Outra pesquisa da Fiocruz, “Trajetória das mulheres na definição pelo parto cesáreo”, de 2008, comprova o que Ana diz. Feito com 437 mulheres que deram à luz em duas unidades de saúde suplementar no Rio, o estudo mostra que, no momento inicial da gravidez, 70% das mulheres não tinham a cesárea como preferência. Mas 90% delas tiveram seus filhos por cirurgia — que, em 92% dos casos, foram realizadas antes de a mulher entrar em trabalho de parto.
Os pesquisadores concluíram que em 91,8% dos casos a opção pela operação foi inadequada.
Falta de informação
A cesariana sem consentimento pode ser umas das formas de violência obstétrica, termo que ganha terreno no Brasil.
— Por mais que os livros mostrem que o parto normal deve ser a primeira opção, a cesárea se perpetua também nas faculdades — critica Ana. — Isso começou pela questão financeira, do médico de plano que ganha pouco e foi tornando a prática indiscriminada.
A pesquisa da Fiocruz mostrou que os partos cirúrgicos acompanhados tiveram, em 2008, duração média de três horas. Bem mais rápidos que a maioria dos naturais. Segundo Alice Maria, psicóloga clínica e hospitalar, é por isso que o medo do nascimento fisiológico vai sendo incrustado na mulher.
A gerente de loja Fernanda Telles acha que recebeu informações incompletas na hora da escolha. Na primeira gestação, com 16 anos, optou pela cesárea. Hoje, 11 anos depois e grávida de Iasmin, fará diferente:
— Na minha primeira gravidez, o médico me induziu. Eu era nova, acreditei que seria melhor. Hoje, quero um parto humanizado, num local onde me sinta bem. Ia fazer no Hospital Maria Amélia, mas, como não poderia dormir com meu marido, escolhi fazer em casa — conta.

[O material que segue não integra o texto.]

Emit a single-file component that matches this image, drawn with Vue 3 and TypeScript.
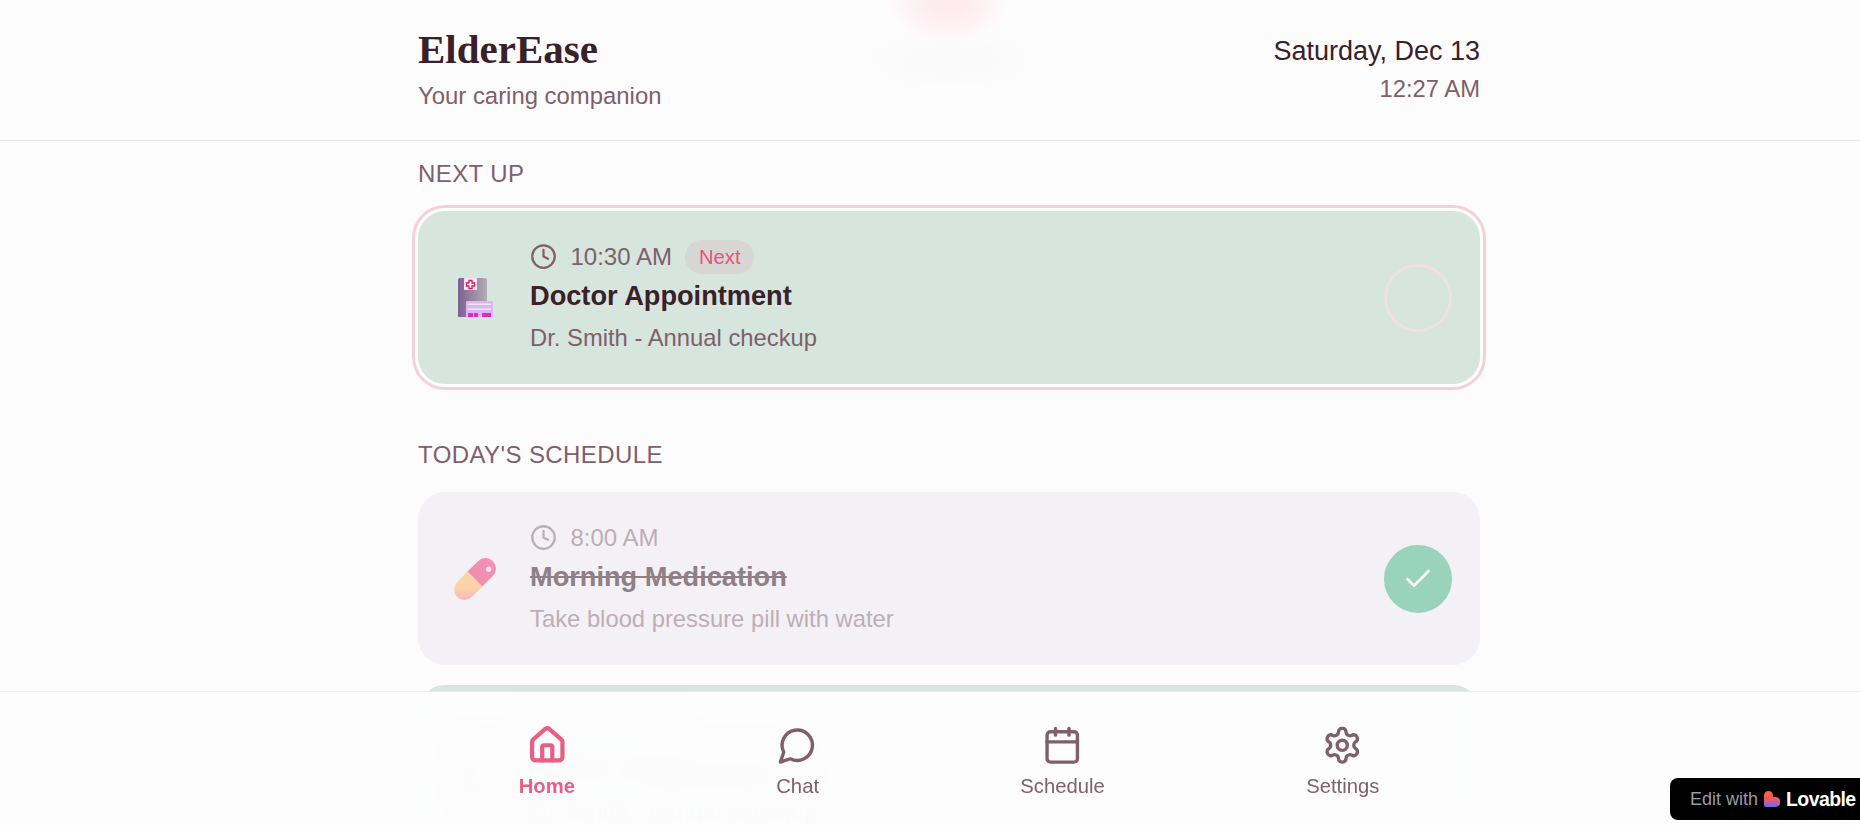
<script setup lang="ts">
interface Task {
  id: number
  time: string
  title: string
  note: string
  icon: 'hospital' | 'pill'
  done?: boolean
  next?: boolean
}

const nextUp: Task = {
  id: 2,
  time: '10:30 AM',
  title: 'Doctor Appointment',
  note: 'Dr. Smith - Annual checkup',
  icon: 'hospital',
  next: true
}

const sections: { label: string; tasks: Task[] }[] = [
  { label: 'Next up', tasks: [nextUp] },
  {
    label: "Today's schedule",
    tasks: [
      {
        id: 1,
        time: '8:00 AM',
        title: 'Morning Medication',
        note: 'Take blood pressure pill with water',
        icon: 'pill',
        done: true
      },
      { ...nextUp, next: false }
    ]
  }
]

const navItems = [
  { label: 'Home', active: true },
  { label: 'Chat', active: false },
  { label: 'Schedule', active: false },
  { label: 'Settings', active: false }
]
</script>

<template>
  <div class="page">
    <header class="top">
      <span class="blur-pink"></span>
      <span class="blur-grey"></span>
      <div class="column top-row">
        <div>
          <h1 class="brand">ElderEase</h1>
          <p class="tagline">Your caring companion</p>
        </div>
        <div class="clock-box">
          <div class="date">Saturday, Dec 13</div>
          <div class="now">12:27 AM</div>
        </div>
      </div>
    </header>

    <main class="column content">
      <section v-for="section in sections" :key="section.label" class="section">
        <h2 class="section-title">{{ section.label }}</h2>
        <div class="task-list">
          <article
            v-for="task in section.tasks"
            :key="task.id"
            class="task"
            :class="{ 'is-done': task.done, 'is-next': task.next }"
          >
            <div class="task-icon">
              <svg v-if="task.icon === 'hospital'" width="35" height="39" viewBox="0 0 35 39">
                <defs>
                  <linearGradient id="bldg" x1="0" y1="0" x2="1" y2="0">
                    <stop offset="0" stop-color="#7d5f92" />
                    <stop offset="1" stop-color="#b3acb2" />
                  </linearGradient>
                </defs>
                <path d="M2 0h25a2 2 0 0 1 2 2v37H0V2a2 2 0 0 1 2-2z" fill="url(#bldg)" />
                <rect x="6" y="0" width="13" height="12" rx="1" fill="#f6e4f0" />
                <path d="M11 2.500h3v2.500h2.500v3H14v2.500h-3V8H8.500V5H11z" fill="#fff" stroke="#e0155f" stroke-width="1.300" />
                <path d="M8 24a1 1 0 0 1 1-1h25a1 1 0 0 1 1 1v15H8z" fill="#dcb6f2" />
                <rect x="10" y="25.500" width="23" height="1.500" fill="#f3e6fb" />
                <rect x="10" y="30.500" width="23" height="1.500" fill="#f3e6fb" />
                <rect x="10" y="35" width="5" height="4" fill="#e22cb4" />
                <rect x="16" y="35" width="4" height="4" fill="#e22cb4" />
                <rect x="24" y="35" width="9" height="4" fill="#e22cb4" />
              </svg>
              <svg v-else width="42" height="42" viewBox="0 0 40 40">
                <defs>
                  <linearGradient id="pillLow" x1="1" y1="0" x2="0" y2="1">
                    <stop offset="0.500" stop-color="#fbd3a6" />
                    <stop offset="1" stop-color="#fda9bd" />
                  </linearGradient>
                  <linearGradient id="pillHigh" x1="0" y1="0" x2="1" y2="0">
                    <stop offset="0" stop-color="#ee8fae" />
                    <stop offset="1" stop-color="#f88cba" />
                  </linearGradient>
                </defs>
                <g transform="rotate(-45 20 20)">
                  <path d="M20 10H6a10 10 0 0 0 0 20h14z" fill="url(#pillLow)" />
                  <path d="M20 10h14a10 10 0 0 1 0 20H20z" fill="url(#pillHigh)" />
                </g>
                <circle cx="33" cy="10.700" r="2.500" fill="#ffe3ee" />
              </svg>
            </div>

            <div class="task-body">
              <div class="task-time">
                <svg class="clock" width="27" height="27" viewBox="0 0 24 24">
                  <circle cx="12" cy="12" r="10" />
                  <polyline points="12 6 12 12 16 14" />
                </svg>
                <span>{{ task.time }}</span>
                <span v-if="task.next" class="badge">Next</span>
              </div>
              <h3 class="task-title">{{ task.title }}</h3>
              <p class="task-note">{{ task.note }}</p>
            </div>

            <button class="check" type="button" :aria-label="'Complete ' + task.title">
              <svg v-if="task.done" width="32" height="32" viewBox="0 0 24 24">
                <path d="M20 6 9 17l-5-5" />
              </svg>
            </button>
          </article>
        </div>
      </section>
    </main>

    <nav class="bottom">
      <div class="column nav-row">
        <a v-for="item in navItems" :key="item.label" class="nav-item" :class="{ active: item.active }">
          <svg width="40.500" height="40.500" viewBox="0 0 24 24">
            <template v-if="item.label === 'Home'">
              <path d="M15 21v-8a1 1 0 0 0-1-1h-4a1 1 0 0 0-1 1v8" />
              <path d="M3 10a2 2 0 0 1 .709-1.528l7-5.999a2 2 0 0 1 2.582 0l7 5.999A2 2 0 0 1 21 10v9a2 2 0 0 1-2 2H5a2 2 0 0 1-2-2z" />
            </template>
            <path v-else-if="item.label === 'Chat'" d="M7.900 20A9 9 0 1 0 4 16.100L2 22Z" />
            <template v-else-if="item.label === 'Schedule'">
              <path d="M8 2v4" />
              <path d="M16 2v4" />
              <rect x="3" y="4" width="18" height="18" rx="2" />
              <path d="M3 10h18" />
            </template>
            <template v-else>
              <path d="M12.220 2h-.44a2 2 0 0 0-2 2v.18a2 2 0 0 1-1 1.730l-.43.25a2 2 0 0 1-2 0l-.15-.08a2 2 0 0 0-2.730.73l-.22.38a2 2 0 0 0 .73 2.730l.15.1a2 2 0 0 1 1 1.720v.51a2 2 0 0 1-1 1.740l-.15.09a2 2 0 0 0-.73 2.730l.22.38a2 2 0 0 0 2.730.73l.15-.08a2 2 0 0 1 2 0l.43.25a2 2 0 0 1 1 1.730V20a2 2 0 0 0 2 2h.44a2 2 0 0 0 2-2v-.18a2 2 0 0 1 1-1.730l.43-.25a2 2 0 0 1 2 0l.15.08a2 2 0 0 0 2.730-.73l.22-.39a2 2 0 0 0-.73-2.730l-.15-.08a2 2 0 0 1-1-1.740v-.5a2 2 0 0 1 1-1.740l.15-.09a2 2 0 0 0 .73-2.730l-.22-.38a2 2 0 0 0-2.730-.73l-.15.08a2 2 0 0 1-2 0l-.43-.25a2 2 0 0 1-1-1.730V4a2 2 0 0 0-2-2z" />
              <circle cx="12" cy="12" r="3" />
            </template>
          </svg>
          <span>{{ item.label }}</span>
        </a>
      </div>
    </nav>

    <a class="edit-with">
      <span>Edit with</span>
      <svg width="16" height="16" viewBox="0 0 16 16">
        <defs>
          <linearGradient id="lov" x1="0" y1="0" x2="0" y2="1">
            <stop offset="0" stop-color="#ff6a1f" />
            <stop offset="0.500" stop-color="#f5536c" />
            <stop offset="1" stop-color="#6a6cf0" />
          </linearGradient>
        </defs>
        <path d="M4.500 0A4.500 4.500 0 0 1 9 4.500V6h2.500a4.500 4.500 0 0 1 0 10H2a2 2 0 0 1-2-2V4.500A4.500 4.500 0 0 1 4.500 0z" fill="url(#lov)" />
      </svg>
      <strong>Lovable</strong>
    </a>
  </div>
</template>

<style scoped>
.page {
  height: 825px;
  overflow: hidden;
  position: relative;
  background: #fdfcfd;
  color: #3a2028;
  font-family: "Liberation Sans", Arial, sans-serif;
}

.column {
  width: 1062px;
  margin-left: 418px;
}

.top {
  position: relative;
  height: 140px;
  border-bottom: 1px solid #eee2e8;
  overflow: hidden;
}

.blur-pink {
  position: absolute;
  left: 885px;
  top: -50px;
  width: 126px;
  height: 96px;
  background: radial-gradient(closest-side, #fdebef 30%, rgba(253, 235, 239, 0));
}

.blur-grey {
  position: absolute;
  left: 870px;
  top: 30px;
  width: 160px;
  height: 60px;
  background: radial-gradient(closest-side, #fbfafb 60%, rgba(251, 250, 251, 0));
}

.top-row {
  position: relative;
  display: flex;
  justify-content: space-between;
  padding-top: 27px;
}

.brand {
  margin: 0;
  font-family: "Liberation Serif", "Times New Roman", serif;
  font-size: 41px;
  line-height: 45px;
  font-weight: 700;
}

.tagline {
  margin: 10px 0 0;
  font-size: 23.9px;
  line-height: 27px;
  color: #7f5f6b;
}

.clock-box {
  text-align: right;
}

.date {
  margin-top: 8px;
  font-size: 27px;
  line-height: 33px;
}

.now {
  margin-top: 7px;
  font-size: 23.8px;
  line-height: 27px;
  color: #7f5f6b;
}

.content {
  padding-top: 17px;
}

.section + .section {
  margin-top: 55px;
}

.section-title {
  margin: 0 0 22px;
  font-size: 24px;
  line-height: 31px;
  font-weight: 400;
  letter-spacing: 0.4px;
  text-transform: uppercase;
  color: #7f5f6b;
}

.task-list {
  display: flex;
  flex-direction: column;
  gap: 20px;
}

.task {
  display: flex;
  align-items: center;
  gap: 24px;
  height: 173px;
  box-sizing: border-box;
  padding: 0 28px 0 26px;
  border-radius: 27px;
  background: #d6e5dd;
}

.task.is-next {
  box-shadow: 0 0 0 3px #fff, 0 0 0 6px #f5d0dc;
}

.task.is-done {
  background: #f3f1f6;
}

.task-icon {
  flex: 0 0 62px;
  display: flex;
  justify-content: center;
}

.task-body {
  flex: 1;
  min-width: 0;
  padding-bottom: 1.5px;
}

.task-time {
  display: flex;
  align-items: center;
  gap: 13.5px;
  height: 34px;
  font-size: 24px;
  color: #7f5f6b;
}

.clock {
  fill: none;
  stroke: currentColor;
  stroke-width: 2;
  stroke-linecap: round;
  stroke-linejoin: round;
}

.badge {
  padding: 0 13.5px;
  line-height: 34px;
  border-radius: 17px;
  background: #d6d6d4;
  color: #e8517f;
  font-size: 20.25px;
}

.task-title {
  margin: 5.5px 0 0;
  font-size: 27.2px;
  line-height: 34px;
  font-weight: 700;
}

.task-note {
  margin: 9px 0 0;
  font-size: 23.8px;
  line-height: 32px;
  color: #7f5f6b;
}

.is-done .task-time,
.is-done .task-note {
  color: #bfadb5;
}

.is-done .task-title {
  color: #8f8086;
  text-decoration: line-through;
}

.check {
  flex: none;
  display: flex;
  align-items: center;
  justify-content: center;
  width: 68px;
  height: 68px;
  padding: 0;
  border: 3px solid #f0dfe7;
  border-radius: 50%;
  background: transparent;
}

.is-done .check {
  border-color: #9ad3bb;
  background: #9ad3bb;
}

.check svg {
  fill: none;
  stroke: #fff;
  stroke-width: 2;
  stroke-linecap: round;
  stroke-linejoin: round;
}

.bottom {
  position: absolute;
  left: 0;
  right: 0;
  top: 691px;
  bottom: 0;
  border-top: 1px solid rgba(240, 200, 215, 0.5);
  background: rgba(253, 253, 253, 0.97);
  backdrop-filter: blur(20px);
}

.nav-row {
  display: flex;
  justify-content: space-around;
  padding-top: 33px;
}

.nav-item {
  display: flex;
  flex-direction: column;
  align-items: center;
  gap: 7px;
  font-size: 20.25px;
  line-height: 27px;
  color: #7f5f6b;
}

.nav-item svg {
  fill: none;
  stroke: currentColor;
  stroke-width: 2;
  stroke-linecap: round;
  stroke-linejoin: round;
}

.nav-item.active {
  color: #e75f84;
  font-weight: 700;
}

.nav-item.active svg {
  stroke-width: 2.500;
}

.edit-with {
  position: absolute;
  right: 0;
  top: 778px;
  width: 190px;
  height: 42px;
  box-sizing: border-box;
  padding-left: 20px;
  display: flex;
  align-items: center;
  gap: 6px;
  border-radius: 8px 0 0 8px;
  background: #000;
  color: #9a9aa2;
  font-size: 18px;
}

.edit-with strong {
  color: #fff;
  font-size: 19.5px;
  letter-spacing: -0.6px;
}
</style>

Médico critica parto em casa
Fernanda estará acompanhada por duas enfermeiras obstétricas e uma doula. Em caso de risco, ela aceitará ir para um hospital e até se submeter à cesárea. Ainda assim, a opção por dar à luz dentro de casa enfrenta resistência no país.
— Sou radicalmente contra parto em casa. As enfermeiras são capazes de fazer o parto, mas, se houver complicação, só o médico pode salvar mãe e bebê — afirma Marcelo Burlá, presidente da Sociedade de Ginecologia e Obstetrícia do Rio de Janeiro.
Na Holanda, cerca de 30% dos nascimentos são domiciliares. Mas, lá, a enfermeira deixa um hospital próximo de sobreaviso, e as grávidas recebem “treinamento”, o que tampouco ocorre de modo generalizado por aqui.
O radicalismo pró-parto normal também pode ter consequências negativas. Em 2000, Vânia Araújo e seu filho Cauê morreram após o parto, pois seu médico esperou tempo demais para decidir pela cesárea. Adepto do parto normal, ele foi condenado, cumpriu pena de dois anos e quatro meses de serviços comunitários e pagou multa.